Creio que um desses caminhos passa pela valorização dos pequenos gestos. Gestos nascidos da consciência da obra divina e do que ela implica. Perante a complexidade, a diversidade e a beleza da Criação o crente não pode ficar indiferente. Afinal de contas, trata-se de uma manifestação visível do Deus a quem ama e adora. Não se torna natural querer contemplar, querer conhecer melhor? Não estou a sugerir que nos tornemos especialistas em ciências naturais ou que deixemos tudo para não falhar o por-de-sol. Refiro-me apenas aos tais pequenos gestos nascidos da contemplação do poder e da criatividade divinas. Atitudes simples como olharmos para uma árvore e termos a curiosidade de saber que árvore é: um pinheiro, um carvalho, um plátano, uma palmeira? Afinal de contas, Deus criou tantas espécies de árvores diferentes que querer conhecê-las na sua singularidade é uma forma de valorizar e apreciar a obra do Todo-poderoso.
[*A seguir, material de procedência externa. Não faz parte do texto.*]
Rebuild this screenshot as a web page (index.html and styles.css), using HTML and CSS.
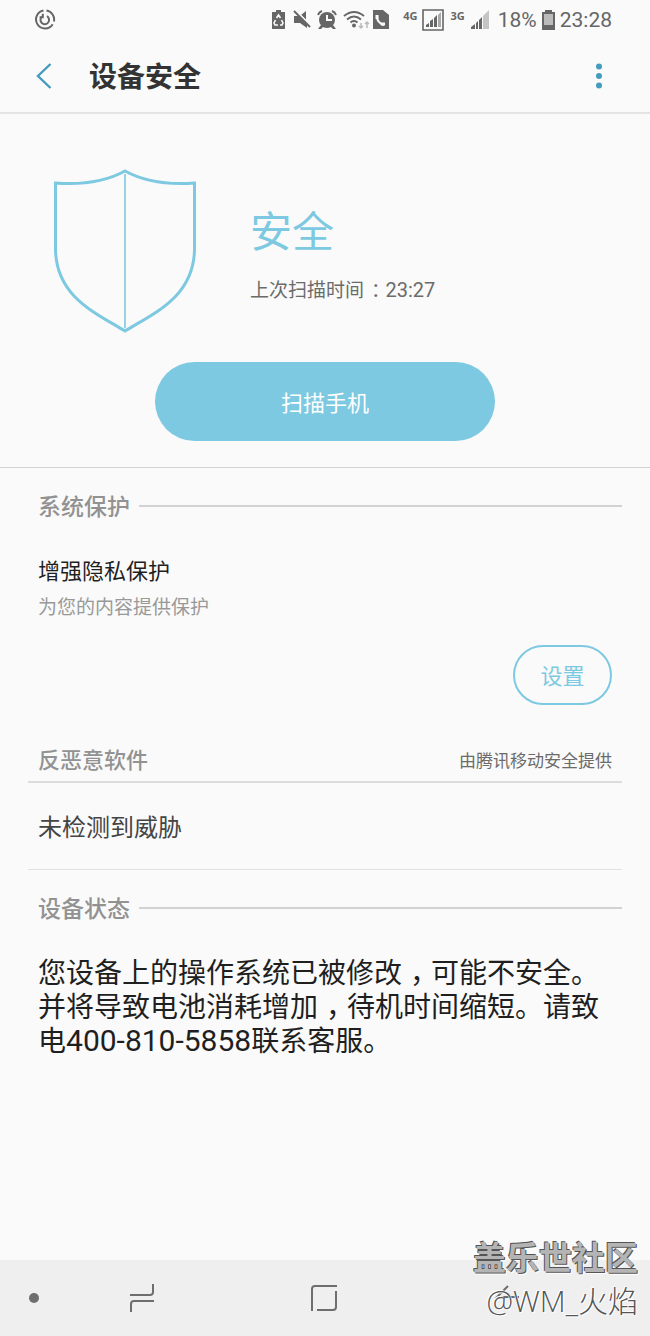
FILE: index.html
```html
<!DOCTYPE html>
<html lang="zh-CN">
<head>
<meta charset="utf-8">
<meta name="viewport" content="width=device-width, initial-scale=1">
<title>设备安全</title>
<link rel="stylesheet" href="styles.css">
</head>
<body>
<div class="screen">
  <div class="status-bar">
    <svg class="status-app" width="22" height="22" viewBox="0 0 22 22" fill="none" stroke="#666" stroke-width="2">
      <path d="M12.500 1.600A9 9 0 0 1 19.900 12.500M18.700 15.200A9 9 0 1 1 9.500 1.600"/>
      <path d="M8 7.600A4.300 4.300 0 1 0 13 7.200M8.800 4.800V8.300H5.600"/>
    </svg>
    <div class="status-icons">
      <svg class="alerts" width="124" height="24" viewBox="0 0 124 24">
        <g fill="#666">
          <path d="M1 4h4V2h5v2h4v17H1z"/>
          <path d="M23 8h5l8 8v4l-7-5h-6zM30 7l5-4v9z"/>
          <circle cx="56" cy="12" r="8"/>
          <path d="M50 17l-3 4h3l3-3zM62 17l3 4h-3l-3-3z"/>
          <circle cx="83" cy="17.500" r="2"/>
          <path d="M102 2h10l6 5v14h-16z"/>
        </g>
        <path d="M25 3l16 16" fill="none" stroke="#fafafa" stroke-width="2"/>
        <g fill="none" stroke="#666" stroke-width="2">
          <path d="M23 3l16 16"/>
          <path d="M47 7q1-3 4-4M65 7q-1-3-4-4"/>
          <path d="M73 8q10-8 20 0M76 11.500q7-6 14 0M79.500 14.500q3.500-3 7 0"/>
        </g>
        <g fill="none" stroke="#fafafa">
          <path d="M5.500 10l2-3 2 3M4.500 12l-1.500 3 1 2h3M10.500 12l1.500 3-1 2H9" stroke-width="1.600"/>
          <path d="M56 7v5h5" stroke-width="2"/>
          <path d="M106 8q0 7 7 9" stroke-width="2"/>
          <path d="M106 7v4M110 16h4" stroke-width="3"/>
        </g>
        <path d="M90 15v5M88 18l2 2 2-2M96 20v-6M94 16l2-2 2 2" fill="none" stroke="#bbb" stroke-width="1.500"/>
      </svg>
      <span class="network">4G</span>
      <svg width="23" height="24" viewBox="0 0 23 24">
        <path d="M1 2h20v20H1z" fill="none" stroke="#666" stroke-width="1.600"/>
        <path d="M4 19v-2l3-2v4zM8 19v-6l3-2v8zM12 19v-9l3-3v12z" fill="#666"/>
        <path d="M16 19V7l3-3v15z" fill="#aaa"/>
      </svg>
      <span class="network">3G</span>
      <svg class="signal" width="20" height="24" viewBox="0 0 20 24">
        <path d="M1 21v-2l4-3v5zM6 21v-6l2-2v8zM9 21v-9l3-3v12z" fill="#666"/>
        <path d="M13 21V8l6-6v19z" fill="#c4c4c4"/>
      </svg>
      <span class="reading">18%</span>
      <svg class="battery" width="13" height="20" viewBox="0 0 13 20">
        <path d="M0 2h3V0h7v2h3v18H0z" fill="#666"/>
        <path d="M2 4h9v11H2z" fill="#bbb"/>
      </svg>
      <span class="reading">23:28</span>
    </div>
  </div>

  <header class="title-bar">
    <button class="icon-button" type="button" aria-label="返回">
      <svg width="16" height="26" viewBox="0 0 16 26" fill="none" stroke="#439bbd" stroke-width="2.400"><path d="M14.500 1L2 13l12.500 12"/></svg>
    </button>
    <h1 class="title">设备安全</h1>
    <button class="icon-button" type="button" aria-label="更多选项">
      <svg width="6" height="26" viewBox="0 0 6 26" fill="#439bbd"><circle cx="3" cy="3.500" r="3"/><circle cx="3" cy="13" r="3"/><circle cx="3" cy="22.500" r="3"/></svg>
    </button>
  </header>

  <main class="content">
    <section class="hero">
      <div class="summary">
        <svg class="shield" width="144" height="166" viewBox="0 0 144 166" fill="none" stroke="#7cc9e1">
          <path d="M72 3C52 14 29 17 2.500 15V81C3 129 43 145 72 163C101 145 141 129 141.500 81V15C115 17 92 14 72 3Z" stroke-width="3"/>
          <path d="M72 6v154" stroke-width="1.600"/>
        </svg>
        <div>
          <p class="state">安全</p>
          <p class="last-scan">上次扫描时间<span class="colon">：</span><span class="time">23:27</span></p>
        </div>
      </div>
      <button class="scan-button" type="button">扫描手机</button>
    </section>

    <section class="group">
      <h2 class="group-title ruled">系统保护</h2>
      <div class="privacy">
        <h3 class="item-title">增强隐私保护</h3>
        <p class="item-note">为您的内容提供保护</p>
        <button class="settings-button" type="button">设置</button>
      </div>
    </section>

    <section class="group">
      <div class="malware-head">
        <h2 class="group-title small">反恶意软件</h2>
        <span class="provider">由腾讯移动安全提供</span>
      </div>
      <p class="result">未检测到威胁</p>
    </section>

    <section class="group">
      <h2 class="group-title ruled">设备状态</h2>
      <p class="warning">您设备上的操作系统已被修改<span class="comma">，</span>可能不安全。并将导致电池消耗增加<span class="comma">，</span>待机时间缩短。请致电<span class="phone">400-810-5858</span>联系客服。</p>
    </section>
  </main>

  <nav class="nav-bar">
    <button class="nav-button dot-button" type="button" aria-label="显示或隐藏导航栏">
      <svg width="10" height="10" viewBox="0 0 10 10"><circle cx="5" cy="5" r="5" fill="#6e6e6e"/></svg>
    </button>
    <button class="nav-button" type="button" aria-label="最近">
      <svg width="26" height="28" viewBox="0 0 26 28" fill="none" stroke="#6e6e6e" stroke-width="2"><path d="M1 11h20q3 0 3-3V0M25 17H5q-3 0-3 3v8"/></svg>
    </button>
    <button class="nav-button" type="button" aria-label="主屏幕">
      <svg width="28" height="28" viewBox="0 0 28 28" fill="none" stroke="#6e6e6e" stroke-width="2"><path d="M2 27V5q0-3 3-3h22M26 7v16q0 3-3 3H7"/></svg>
    </button>
    <button class="nav-button" type="button" aria-label="返回">
      <svg width="26" height="28" viewBox="0 0 26 28" fill="none" stroke="#6e6e6e" stroke-width="2"><path d="M14 2L3 13h22"/></svg>
    </button>
    <div class="watermark">
      <span class="community">盖乐世社区</span>
      <span class="author">@WM_火焰</span>
    </div>
  </nav>
</div>
</body>
</html>
```
FILE: styles.css
```css
* {
  box-sizing: border-box;
}

body,
h1,
h2,
h3,
p {
  margin: 0;
}

body {
  background: #fafafa;
  color: #1f1f1f;
  font-family: Roboto, "Noto Sans CJK SC", sans-serif;
}

button {
  padding: 0;
  border: 0;
  background: none;
  font: inherit;
}

svg {
  display: block;
  flex: none;
}

.screen {
  display: flex;
  flex-direction: column;
  min-height: 100vh;
}

.status-bar {
  display: flex;
  justify-content: space-between;
  align-items: center;
  height: 40px;
  padding: 0 38px 0 34px;
  color: #666;
}

.status-icons {
  display: flex;
  align-items: center;
  gap: 5px;
}

.alerts {
  margin-right: 3px;
}

.signal {
  margin-right: 3px;
}

.network {
  padding-bottom: 8px;
  font: bold 11px/12px "Noto Sans", sans-serif;
}

.reading {
  font-size: 21px;
  line-height: 24px;
}

.title-bar {
  display: flex;
  align-items: center;
  height: 74px;
  padding: 0 38px 0 22px;
  border-bottom: 2px solid #e4e4e4;
}

.icon-button {
  display: grid;
  place-items: center;
  min-width: 26px;
  height: 48px;
}

.icon-button:first-child {
  width: 44px;
}

.title {
  flex: 1;
  padding: 4px 0 0 23px;
  color: #333;
  font-size: 28px;
  line-height: 40px;
  font-weight: 700;
}

.content {
  flex: 1;
}

.hero {
  padding: 54px 28px 26px;
  border-bottom: 1px solid #d2d2d2;
}

.summary {
  display: flex;
  align-items: center;
  gap: 53px;
  padding-left: 25px;
}

.state {
  padding-top: 6px;
  color: #7cc9e1;
  font-size: 42px;
  line-height: 60px;
}

.last-scan {
  padding-top: 14px;
  color: #6b6b6b;
  font-size: 19px;
  line-height: 28px;
}

.time {
  font-size: 20px;
  line-height: 20px;
}

.colon,
.comma {
  font-feature-settings: "halt";
}

.colon {
  padding: 0 5px 0 7px;
}

.comma {
  padding: 0 7px 0 8px;
}

.scan-button {
  display: block;
  width: 340px;
  max-width: 100%;
  height: 79px;
  margin: 28px auto 0;
  padding-bottom: 1px;
  border-radius: 40px;
  background: #7cc9e1;
  color: #fff;
  font-size: 22px;
}

.group {
  padding: 0 28px;
}

.group-title {
  color: #929292;
  font-size: 23px;
  line-height: 34px;
  font-weight: 500;
}

.ruled {
  display: flex;
  align-items: center;
  gap: 9px;
  padding: 23px 0 0 10px;
}

.ruled::after {
  content: "";
  flex: 1;
  height: 2px;
  margin-bottom: 4px;
  background: #d2d2d2;
}

.small {
  font-size: 22px;
}

.privacy {
  display: flex;
  flex-direction: column;
  padding: 31px 10px 36px;
}

.item-title {
  font-size: 22px;
  line-height: 32px;
  font-weight: 400;
}

.item-note {
  padding-top: 6px;
  color: #999;
  font-size: 19px;
  line-height: 28px;
}

.settings-button {
  align-self: flex-end;
  width: 99px;
  height: 60px;
  margin-top: 23px;
  padding-bottom: 2px;
  border: 2px solid #7cc9e1;
  border-radius: 30px;
  color: #7cc9e1;
  font-size: 22px;
}

.malware-head {
  display: flex;
  justify-content: space-between;
  align-items: center;
  padding: 3px 10px 3px;
  border-bottom: 2px solid #dcdcdc;
}

.provider {
  color: #6b6b6b;
  font-size: 17px;
  line-height: 24px;
}

.result {
  padding: 27px 10px 23px;
  border-bottom: 1px solid #e2e2e2;
  color: #444;
  font-size: 24px;
  line-height: 36px;
}

.warning {
  padding: 30px 10px;
  font-size: 28px;
  line-height: 34px;
}

.phone {
  font-size: 30px;
  line-height: 30px;
}

.nav-bar {
  position: relative;
  display: grid;
  grid-template-columns: 51px repeat(3, 1fr);
  align-items: center;
  height: 76px;
  padding-right: 52px;
  background: #efefef;
}

.nav-button {
  display: grid;
  place-items: center;
  height: 48px;
}

.dot-button {
  padding-left: 16px;
}

.watermark {
  position: absolute;
  right: 12px;
  bottom: 15px;
  display: flex;
  flex-direction: column;
  align-items: flex-end;
  white-space: nowrap;
  pointer-events: none;
}

.community {
  color: #b4b4b4;
  font-size: 33px;
  line-height: 44px;
  font-weight: 700;
  text-shadow: -1px -1px #555, 1px 1px #555, 2px 2px #fff;
}

.author {
  color: #555;
  font: 300 30px/40px "Open Sans", "Noto Sans CJK SC", sans-serif;
  text-shadow: -1px -1px #fff, 1px 1px #fff;
}
```
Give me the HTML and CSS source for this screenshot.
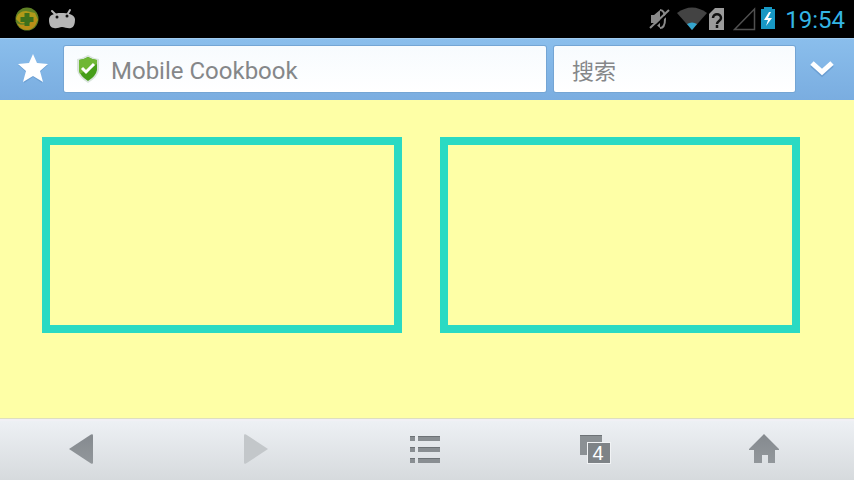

Ou, em vez de olhar sempre na horizontal, em frente e em volta, levantarmos, de vez em quando, os olhos para o céu e constatarmos a mesma diversidade no reino das aves. Façamos este exercício e verificaremos, mesmo em meio urbano, a variedade do que se passa sobre a nossa cabeça. Que espécies são? Eis uma pergunta que tornará frequente e estimulante o movimento dos nossos olhos para o céu. Aos poucos iremos conhecendo espécies diferentes e esse conhecimento alargará a nossa perspetiva da magnífica obra de Deus. Mais uma vez: não estou a propor que nos tornemos especialistas, apelo apenas à disponibilidade para olhar e conhecer. Acredito que pequenos gestos como estes são uma forma de adoração: reconhecemos que Deus é Criador e apreciamos o resultado do Seu labor, que é “muito bom” (Génesis 1:31). São também uma forma ativa de defesa do meio ambiente, algo que, como vimos acima, faz parte das responsabilidades do crente. Quem conhece, quem valoriza, está mais disponível para cuidar. Estes, ou outros, pequenos gestos, tantas vezes anónimos, mas cheios de intenção e significado, são uma alternativa genuinamente cristã. Quem quer adotá-los?